How Predatory Lenders Operate
Predatory lenders often use pressure tactics and emotional appeals. They might advertise “no credit check,” “instant approval,” or “cash today,” which sound great when you’re in a pinch. But those quick approvals often come with sky-high interest rates—sometimes over 300% annually.
They may also bury important information in fine print, mislead you about repayment terms, or encourage you to roll over a loan for another term, racking up more fees in the process. Some even ask for access to your bank account and withdraw money without notice, which can cause overdrafts and bank fees.
These lenders count on borrowers being too stressed, desperate, or uninformed to read the full terms or ask questions. That’s why knowing how to spot them is so important.
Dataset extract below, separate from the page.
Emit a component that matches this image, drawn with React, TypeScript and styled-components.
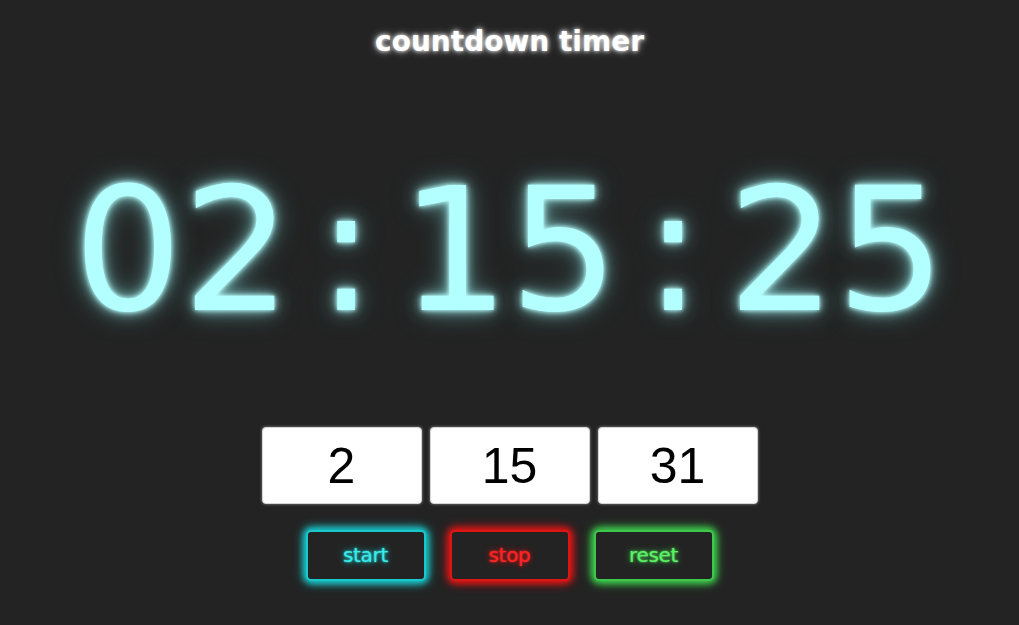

Common Signs of a Predatory Loan
Recognizing the red flags of a predatory loan can help you avoid falling into a trap. Here are some warning signs to watch for:
The lender doesn’t check your credit or ask about your income. Legitimate lenders want to make sure you can repay the loan. If they skip that step, it’s a red flag.
The interest rate or fees seem extremely high. Payday loans often carry annual percentage rates (APRs) over 300%. That means borrowing $500 could cost you $1,500 or more if you can’t repay quickly.
You’re pressured to sign quickly. Predatory lenders want you to act before you can think it through. If someone tells you the deal is “only good today” or won’t answer your questions, walk away.
The lender asks for collateral that puts you at risk. Car title loans, for example, require you to hand over your vehicle title—and you could lose your car if you miss a payment.
The loan terms are confusing or unclear. If you can’t figure out the total cost of the loan or how long it will take to repay, that’s a big warning sign.
You’re offered a loan through unsolicited calls, texts, or emails. Reputable lenders don’t cold call people to offer loans. Scammers do.
Real-Life Impact of Predatory Lending
Predatory loans don’t just take your money—they also damage your credit, limit your financial options, and create stress that can affect your health and family. Many borrowers end up taking out new loans to pay off old ones, trapping them in a cycle of debt that’s hard to escape.
Imagine taking out a $400 payday loan to fix your car. You can’t pay it back in two weeks, so you roll it over and pay a $60 fee. That happens again and again. Six months later, you’ve paid over $700 in fees—and you still owe the original $400.
This is how predatory lending works: it keeps you in debt while making the lender richer with every payment.
Safer Alternatives to Predatory Loans
If you need money quickly, there are safer ways to get help than turning to a payday or title lender. Here are a few options to consider:
Local credit unions often offer small-dollar loans with reasonable terms and lower interest rates. Some even have emergency loan programs designed to help members avoid payday traps.
Community development financial institutions (CDFIs) are nonprofit lenders that offer affordable credit to people who are often excluded from traditional banking. You can find one near you through ofn.org.
Many employers offer paycheck advances, interest-free loans, or employee assistance programs that can help you handle short-term emergencies.
Ask friends or family if they can lend a small amount or help you co-sign for a safer loan. Be clear about repayment plans to keep relationships strong.
Look into local nonprofit or government assistance programs. You might qualify for help with rent, utilities, food, or healthcare, freeing up cash for other needs.
Start a small emergency fund—even $10 a week makes a difference over time. That cushion can help you avoid high-interest loans the next time a surprise bill pops up.
Protecting Yourself and Others
Knowledge is your best defense against predatory lenders. Here are a few simple ways to protect yourself:
Always read the full loan agreement. If you don’t understand something, ask questions or get help from someone you trust.
Check the lender’s license. Your state’s department of financial regulation or attorney general’s office can tell you if the lender is operating legally.
Use a loan calculator to see the real cost of a loan. Websites like bankrate.com offer free tools that break down fees, interest, and payoff amounts.
File a complaint if you’ve been mistreated. You can report predatory lenders to the Consumer Financial Protection Bureau or your state’s attorney general.
Share what you learn. If you have friends or family who might be vulnerable to these kinds of scams, talk to them about the risks and how to avoid them.
Final Thoughts
Predatory lending preys on people during hard times, offering fast cash with a hidden price tag that can lead to long-term financial damage. But you don’t have to fall for it. By recognizing the warning signs, exploring safer options, and learning to ask the right questions, you can protect yourself and take control of your financial future.